Su informe, si no hubiera retrasos, se espera para finales de junio, y podría ser el primer paso para poner fin a la situación actual de excepcionalidad: somos, junto con Bélgica, el único país de nuestro entorno europeo que carece de algún tipo programa de acceso, siquiera en desarrollo, que extienda sobre los pacientes españoles los mismos derechos y garantías que ya asisten a otros pacientes europeos.
En este punto, es importante distinguir la función del Congreso de los Diputados de la de la Agencia Española de Medicamentos y Productos Sanitarios (AEMPS). El primero no podrá, en ningún caso, debatir acerca de cuestiones estrictamente clínicas -no es su labor-, pero sí podrá, una vez escuchadas las comparecencias de los diferentes expertos, elaborar una serie de recomendaciones para que, esta vez sí, la AEMPS pueda recoger el guante político y poner en marcha, en su caso, un programa de acceso en el ámbito de sus competencias.
Es por todos conocida la solvencia de la AEMPS a la hora de establecer los criterios, requisitos y el balance riesgo/beneficio que debe superar cualquier sustancia destinada a mejorar la Salud de las personas. Por ello debemos reclamar de los representantes de los grupos políticos presentes en esta subcomisión el mismo estándar de rigor y altura de miras a la hora de analizar y negociar las recomendaciones que emitan.
El uso médico de cualquier compuesto no puede ser campo para la disputa ideológica, derive del cannabis o de cualquier otra planta. Los compuestos orgánicos no son de izquierdas, liberales o de derechas, progresistas o conservadores. Tampoco lo son los estándares de calidad y seguridad exigidos al resto de medicamentos y productos sanitarios y que deberían cumplir los preparados con cannabinoides que estuvieran destinados a uso humano.
Existen muchos y buenos ejemplos. En Alemania gobernaba el centroderecha, mientras que en Portugal lo hacía el centroizquierda, cuando sendos países adaptaron sus marcos normativos y permitieron a sus respectivas agencias reguladoras poner en marcha estos programas de acceso de cannabis de uso médico.

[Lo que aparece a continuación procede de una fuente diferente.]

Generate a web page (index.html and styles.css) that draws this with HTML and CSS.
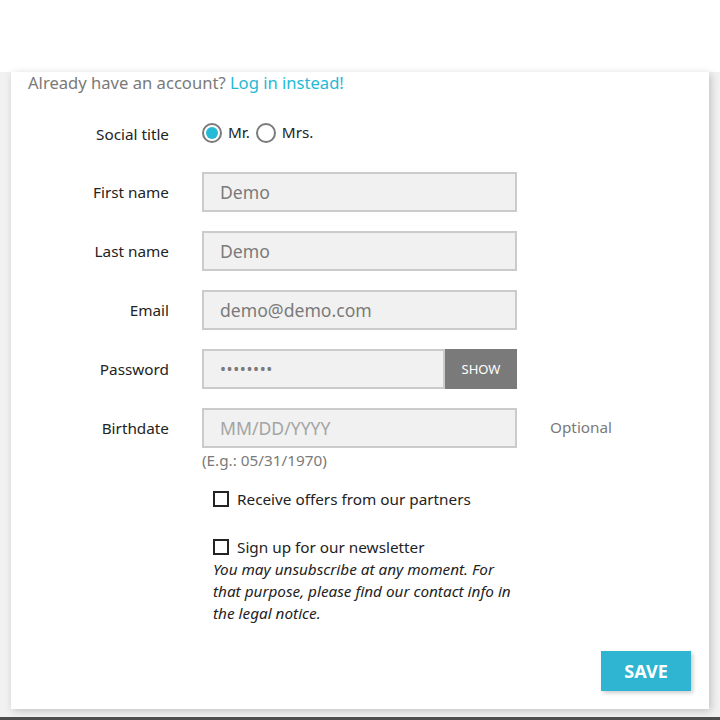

De igual forma, nuestros representantes deben estar a la altura de la sociedad española, que desde hace años se ha mostrado amplísimamente a favor de su regulación médica siempre que se le ha preguntado. También a nivel social, conviene señalar que el 18% de los ciudadanos vive con dolor crónico, según advierte la Sociedad Española del Dolor (SED), que también indica que el 70% de los centros de salud consideran que no tienen los recursos necesarios para abordar correctamente el dolor de sus pacientes.
Convirtamos los trabajos de esta subcomisión en un reducto de debate serio, riguroso y sereno sobre qué podemos aprender de aquellos países que han establecido programas exitosos, con el único fin de ampliar las herramientas a disposición de nuestros profesionales sanitarios y de aquellos pacientes que lo necesiten.